Studio e ritrovamento dei documenti
La ricerca genealogica si fonda sul reperimento delle registrazioni delle nascite, dei matrimoni e, talora, delle morti degli ascendenti dell’attuale rappresentante. Tali registrazioni sono conservate in sedi archivistiche che variano col variare della regione geografica e dell’epoca. Per le epoche più recenti – dall’unità d’Italia ad oggi – la fonte archivistica primaria è rappresentata dall’Anagrafe o dall’Ufficio di Stato Civile del Comune di appartenenza. In Italia, infatti, il compito di registrare i movimenti demografici fu attribuito ai comuni con un Regio Decreto del 1864, ma spesso divenne veramente operativo solo alcuni anni dopo.
In realtà, lo Stato Civile fu introdotto in Italia da Napoleone nel 1804 e nelle regioni sotto il domino francese, rimase attivo fino al 1813-14. Nell’ex Regno di Napoli, esso entrò in vigore nel 1809 (nel 1820 in Sicilia) e si conservò fino al 1865. Copie dei registri sono normalmente conservate negli Archivi di Stato di competenza.
Catasto Onciario – Cos’è e cosa rappresenta
Altra importante fonte di notizie, per le regioni meridionali, è il “Catasto Onciario“. Questo documento di carattere demografico e fiscale, introdotto nel Regno di Napoli alla metà del ‘700, è oggi prezioso per lo studio di una comunità nella sua struttura demografica e familiare.
Esso ci dà una descrizione dei “componenti del fuoco“, cioè del gruppo di persone che viveva sotto lo stesso tetto e mangiava alla stessa tavola, persone unite da stretti rapporti di parentela e da solidarietà economica. Normalmente, oltre ai beni posseduti, nel documento sono indicati il nome, l’età ed il mestiere del capofamiglia, della moglie e delle altre persone presenti – in quel momento – nella famiglia.
Per il periodo precedente il XIX secolo, è essenziale il ricorso alle fonti archivistiche ecclesiastiche.
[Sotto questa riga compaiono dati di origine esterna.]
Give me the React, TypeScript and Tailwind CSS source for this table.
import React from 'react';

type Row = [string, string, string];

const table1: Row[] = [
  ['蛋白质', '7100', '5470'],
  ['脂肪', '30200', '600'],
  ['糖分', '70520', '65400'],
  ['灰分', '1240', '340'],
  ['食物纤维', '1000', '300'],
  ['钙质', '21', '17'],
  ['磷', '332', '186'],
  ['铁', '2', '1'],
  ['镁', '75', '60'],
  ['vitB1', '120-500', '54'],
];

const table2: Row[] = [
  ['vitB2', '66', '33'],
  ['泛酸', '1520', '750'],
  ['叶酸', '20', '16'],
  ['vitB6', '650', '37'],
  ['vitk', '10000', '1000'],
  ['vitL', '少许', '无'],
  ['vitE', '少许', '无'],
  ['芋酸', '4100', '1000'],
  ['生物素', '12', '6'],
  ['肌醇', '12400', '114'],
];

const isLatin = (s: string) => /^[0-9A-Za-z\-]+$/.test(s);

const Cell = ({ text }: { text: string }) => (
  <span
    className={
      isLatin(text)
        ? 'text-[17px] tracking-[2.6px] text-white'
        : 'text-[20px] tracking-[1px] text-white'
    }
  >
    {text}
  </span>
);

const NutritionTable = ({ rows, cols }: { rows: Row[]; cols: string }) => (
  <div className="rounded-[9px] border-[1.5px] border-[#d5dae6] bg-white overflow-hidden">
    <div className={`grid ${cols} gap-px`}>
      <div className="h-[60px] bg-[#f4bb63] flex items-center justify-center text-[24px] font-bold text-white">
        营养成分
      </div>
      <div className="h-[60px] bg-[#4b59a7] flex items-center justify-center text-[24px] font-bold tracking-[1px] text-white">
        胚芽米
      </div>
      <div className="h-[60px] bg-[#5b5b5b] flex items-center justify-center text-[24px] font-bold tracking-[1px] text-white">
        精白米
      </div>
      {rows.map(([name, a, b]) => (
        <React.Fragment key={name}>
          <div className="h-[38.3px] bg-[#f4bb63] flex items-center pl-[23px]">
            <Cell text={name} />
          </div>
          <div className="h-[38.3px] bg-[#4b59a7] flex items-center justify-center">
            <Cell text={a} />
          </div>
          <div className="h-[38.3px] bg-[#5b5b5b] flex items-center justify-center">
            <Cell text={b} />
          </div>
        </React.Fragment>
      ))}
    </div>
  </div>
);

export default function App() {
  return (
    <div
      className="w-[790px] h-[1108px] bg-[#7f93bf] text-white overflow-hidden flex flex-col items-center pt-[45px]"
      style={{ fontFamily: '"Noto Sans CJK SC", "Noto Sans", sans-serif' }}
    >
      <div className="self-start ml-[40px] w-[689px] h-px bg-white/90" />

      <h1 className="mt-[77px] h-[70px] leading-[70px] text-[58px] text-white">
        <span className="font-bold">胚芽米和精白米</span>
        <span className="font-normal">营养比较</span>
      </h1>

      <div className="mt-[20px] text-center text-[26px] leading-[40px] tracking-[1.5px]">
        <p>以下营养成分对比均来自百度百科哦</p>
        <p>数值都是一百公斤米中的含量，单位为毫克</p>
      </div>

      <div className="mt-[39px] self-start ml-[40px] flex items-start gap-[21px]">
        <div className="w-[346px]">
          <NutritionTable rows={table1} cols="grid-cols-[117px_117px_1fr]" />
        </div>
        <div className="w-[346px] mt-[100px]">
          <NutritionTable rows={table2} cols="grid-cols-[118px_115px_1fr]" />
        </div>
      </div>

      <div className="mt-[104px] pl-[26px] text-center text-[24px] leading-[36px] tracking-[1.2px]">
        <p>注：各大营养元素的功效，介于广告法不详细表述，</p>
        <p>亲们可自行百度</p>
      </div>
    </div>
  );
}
Nel 1563, il Concilio di Trento, impose ai parroci la registrazione dei battesimi, delle cresime, dei matrimoni e delle morti dei loro parrocchiani. Inoltre essi redigevano lo “stato delle anime” consistente in una specie di censimento con “stato di famiglia” e, quindi, assai utile ai fini genealogici.
Altro caso particolare ed a parte riguarda quei territori che tra il 1816 ed il 1866 appartenevano al Regno Lombardo-Veneto sotto la dominazione austriaca.
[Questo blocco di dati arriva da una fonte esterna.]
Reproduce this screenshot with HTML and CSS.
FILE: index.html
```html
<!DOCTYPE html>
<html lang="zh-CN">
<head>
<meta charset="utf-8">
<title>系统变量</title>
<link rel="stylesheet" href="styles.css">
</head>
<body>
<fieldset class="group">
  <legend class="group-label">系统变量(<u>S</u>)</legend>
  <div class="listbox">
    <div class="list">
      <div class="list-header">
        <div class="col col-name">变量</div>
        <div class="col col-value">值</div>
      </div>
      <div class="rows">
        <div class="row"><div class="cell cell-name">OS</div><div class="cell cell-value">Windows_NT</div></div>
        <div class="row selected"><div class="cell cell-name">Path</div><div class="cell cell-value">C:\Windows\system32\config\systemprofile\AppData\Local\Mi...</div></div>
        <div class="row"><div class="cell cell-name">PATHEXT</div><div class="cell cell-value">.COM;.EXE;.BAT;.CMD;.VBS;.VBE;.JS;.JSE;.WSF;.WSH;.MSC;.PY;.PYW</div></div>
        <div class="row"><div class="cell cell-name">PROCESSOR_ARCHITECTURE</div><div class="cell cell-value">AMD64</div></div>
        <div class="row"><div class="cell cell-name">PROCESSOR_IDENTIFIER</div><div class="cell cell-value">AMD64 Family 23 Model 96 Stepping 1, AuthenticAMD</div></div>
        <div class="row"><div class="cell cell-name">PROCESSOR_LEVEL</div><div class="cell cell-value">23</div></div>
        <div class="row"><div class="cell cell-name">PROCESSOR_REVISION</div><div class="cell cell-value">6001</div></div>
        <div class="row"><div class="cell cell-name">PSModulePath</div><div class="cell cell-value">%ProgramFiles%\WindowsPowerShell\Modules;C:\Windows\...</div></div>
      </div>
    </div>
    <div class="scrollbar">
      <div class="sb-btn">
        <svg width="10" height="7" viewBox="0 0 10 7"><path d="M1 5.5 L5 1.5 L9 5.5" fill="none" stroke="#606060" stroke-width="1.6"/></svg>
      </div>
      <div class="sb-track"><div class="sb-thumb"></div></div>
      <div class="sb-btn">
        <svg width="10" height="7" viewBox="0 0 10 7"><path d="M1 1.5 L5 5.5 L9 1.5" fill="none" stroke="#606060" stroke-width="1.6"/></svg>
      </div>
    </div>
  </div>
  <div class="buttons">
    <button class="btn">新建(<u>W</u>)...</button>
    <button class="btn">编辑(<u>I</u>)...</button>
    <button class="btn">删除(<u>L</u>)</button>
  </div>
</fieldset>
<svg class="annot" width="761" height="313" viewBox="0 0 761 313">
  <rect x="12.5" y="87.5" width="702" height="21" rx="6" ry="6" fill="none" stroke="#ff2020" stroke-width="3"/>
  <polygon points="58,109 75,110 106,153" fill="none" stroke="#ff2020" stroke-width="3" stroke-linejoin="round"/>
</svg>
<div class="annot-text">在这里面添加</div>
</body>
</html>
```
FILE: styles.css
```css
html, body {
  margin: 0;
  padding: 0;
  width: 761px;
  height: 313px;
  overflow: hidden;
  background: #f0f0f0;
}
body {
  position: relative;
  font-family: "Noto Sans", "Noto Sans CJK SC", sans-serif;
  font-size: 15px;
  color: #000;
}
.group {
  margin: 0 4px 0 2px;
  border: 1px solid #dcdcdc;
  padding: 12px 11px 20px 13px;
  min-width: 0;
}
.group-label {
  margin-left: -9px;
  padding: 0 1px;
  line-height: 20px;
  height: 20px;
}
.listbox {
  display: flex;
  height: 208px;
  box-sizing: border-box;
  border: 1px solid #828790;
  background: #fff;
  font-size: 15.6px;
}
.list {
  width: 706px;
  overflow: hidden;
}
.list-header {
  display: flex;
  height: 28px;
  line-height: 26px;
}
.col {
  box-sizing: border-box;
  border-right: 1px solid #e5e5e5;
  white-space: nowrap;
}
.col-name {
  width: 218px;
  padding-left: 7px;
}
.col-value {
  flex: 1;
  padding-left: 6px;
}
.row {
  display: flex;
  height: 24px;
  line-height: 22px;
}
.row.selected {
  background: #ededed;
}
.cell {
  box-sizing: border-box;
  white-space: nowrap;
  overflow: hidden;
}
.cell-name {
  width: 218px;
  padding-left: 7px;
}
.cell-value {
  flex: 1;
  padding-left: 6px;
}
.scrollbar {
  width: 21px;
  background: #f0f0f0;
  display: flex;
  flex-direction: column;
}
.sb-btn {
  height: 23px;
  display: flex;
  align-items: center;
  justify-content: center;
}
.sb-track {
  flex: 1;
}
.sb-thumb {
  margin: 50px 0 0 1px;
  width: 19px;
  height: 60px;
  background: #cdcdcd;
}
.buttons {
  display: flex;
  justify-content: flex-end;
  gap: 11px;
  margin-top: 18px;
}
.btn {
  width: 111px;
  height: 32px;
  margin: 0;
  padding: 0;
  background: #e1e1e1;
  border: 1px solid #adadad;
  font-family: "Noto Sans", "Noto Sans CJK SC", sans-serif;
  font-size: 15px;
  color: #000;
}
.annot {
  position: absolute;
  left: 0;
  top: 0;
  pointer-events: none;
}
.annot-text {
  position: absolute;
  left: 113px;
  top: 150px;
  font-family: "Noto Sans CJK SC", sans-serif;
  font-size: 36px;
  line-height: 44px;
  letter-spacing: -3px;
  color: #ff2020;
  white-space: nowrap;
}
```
I parroci di allora, infatti, oltre a tenere i normali registri canonici erano tenuti a redigere anche i registri civili. Ecco spiegato il motivo per cui nella stessa parrocchia, per queste regioni, esiste una doppia registrazione dell’anagrafe locale.
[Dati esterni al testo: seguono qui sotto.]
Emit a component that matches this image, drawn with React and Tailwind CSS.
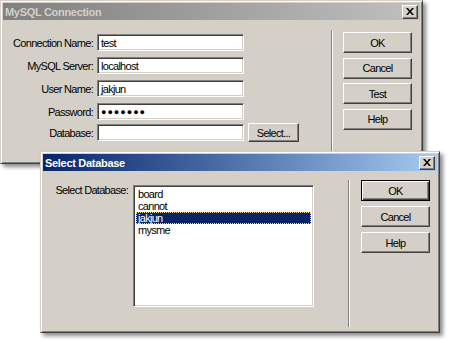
const win =
  "absolute flex flex-col p-[2px] bg-[#d4d0c8] border border-t-[#d4d0c8] border-l-[#d4d0c8] border-r-[#404040] border-b-[#404040] shadow-[inset_1px_1px_#fff,inset_-1px_-1px_#808080,3px_3px_4px_rgba(0,0,0,0.45)]";
const raised =
  "flex items-center justify-center bg-[#d4d0c8] border border-t-white border-l-white border-r-[#404040] border-b-[#404040] shadow-[inset_-1px_-1px_#808080]";
const sunken =
  "bg-white border border-t-[#808080] border-l-[#808080] border-r-white border-b-white shadow-[inset_1px_1px_#404040,inset_-1px_-1px_#d4d0c8]";

function CloseBox() {
  return (
    <div className={`${raised} w-[16px] h-[14px]`}>
      <svg width="8" height="7" viewBox="0 0 8 7">
        <path d="M0 0h2l2 2.5L6 0h2L5 3.5 8 7H6L4 4.5 2 7H0l3-3.5z" fill="#000" />
      </svg>
    </div>
  );
}

function Button({ label, isDefault }) {
  if (isDefault) {
    return (
      <div className="w-[69px] h-[21px] flex items-center justify-center bg-[#d4d0c8] border border-black shadow-[inset_1px_1px_#fff,inset_-1px_-1px_#404040,inset_-2px_-2px_#808080]">
        {label}
      </div>
    );
  }
  return <div className={`${raised} w-[69px] h-[21px]`}>{label}</div>;
}

function Field({ label, value, children, className = "" }) {
  return (
    <div className={`flex items-center h-[17px] ${className}`}>
      <div className="w-[90px] text-right">{label}</div>
      <div className={`${sunken} ml-[4px] w-[147px] h-[17px] flex items-center pl-[3px]`}>{value}</div>
      {children}
    </div>
  );
}

export default function App() {
  const dbs = ["board", "cannot", "jakjun", "mysme"];

  return (
    <div className="relative w-[450px] h-[340px] bg-white overflow-hidden font-['Liberation_Sans',Arial,sans-serif] text-[11px] leading-[12px] text-black tracking-[-0.7px]">
      {/* MySQL Connection (inactive) */}
      <div className={`${win} left-0 top-0 w-[423px] h-[164px]`}>
        <div className="h-[17px] flex items-center justify-between pl-[2px] pr-[2px] bg-gradient-to-r from-[#808080] to-[#c0c0c0]">
          <span className="font-bold text-[#d4d0c8] tracking-[-0.3px]">MySQL Connection</span>
          <CloseBox />
        </div>
        <div className="flex">
          <div className="flex flex-col gap-[6px] pt-[14px]">
            <Field label="Connection Name:" value="test" />
            <Field label="MySQL Server:" value="localhost" />
            <Field label="User Name:" value="jakjun" />
            <Field
              label="Password:"
              value={<span className="text-[9px] tracking-[1px]">●●●●●●●</span>}
            />
            <Field label="Database:" value="" className="mt-[-2px]">
              <div className={`${raised} ml-[4px] w-[51px] h-[19px]`}>Select...</div>
            </Field>
          </div>
          <div className="ml-[32px] mt-[10px] w-[2px] h-[122px] border-l border-l-[#808080] border-r border-r-white" />
          <div className="ml-[10px] mt-[12px] flex flex-col gap-[4.5px]">
            <Button label="OK" />
            <Button label="Cancel" />
            <Button label="Test" />
            <Button label="Help" />
          </div>
        </div>
      </div>

      {/* Select Database (active) */}
      <div className={`${win} left-[40px] top-[151px] w-[400px] h-[182px]`}>
        <div className="h-[17px] flex items-center justify-between pl-[2px] pr-[2px] bg-gradient-to-r from-[#0a246a] to-[#a6caf0]">
          <span className="font-bold text-white tracking-[-0.3px]">Select Database</span>
          <CloseBox />
        </div>
        <div className="flex items-start">
          <div className="w-[85px] mt-[13px] text-right">Select Database:</div>
          <div className={`${sunken} ml-[5px] mt-[14px] w-[181px] h-[122px] p-[2px] flex flex-col`}>
            {dbs.map((d) =>
              d === "jakjun" ? (
                <div
                  key={d}
                  className="h-[12px] flex items-center pl-[1px] bg-[#0a246a] text-white border border-dotted border-[#f0d890]"
                >
                  {d}
                </div>
              ) : (
                <div key={d} className="h-[12px] flex items-center pl-[2px]">
                  {d}
                </div>
              )
            )}
          </div>
          <div className="ml-[34px] mt-[9px] w-[2px] h-[147px] border-l border-l-[#808080] border-r border-r-white" />
          <div className="ml-[11px] mt-[9px] flex flex-col gap-[5px]">
            <Button label="OK" isDefault />
            <Button label="Cancel" />
            <Button label="Help" />
          </div>
        </div>
      </div>
    </div>
  );
}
Purtroppo, in alcuni casi, terremoti, guerre, incendi, alluvioni e l’incuria dell’uomo, hanno portato alla distruzione totale, o parziale, di questi archivi; fortunatamente, alcune Diocesi hanno provveduto a raccogliere gli archivi parrocchiali più antichi negli Archivi Diocesani dove sono ancora conservati. In qualche regione, gli antichi registri parrocchiali sono conservati negli Archivi di Stato, ma talvolta risultano smembrati e suddivisi tra questi e alcuni Archivi Comunali, rendendo più ardua la ricerca.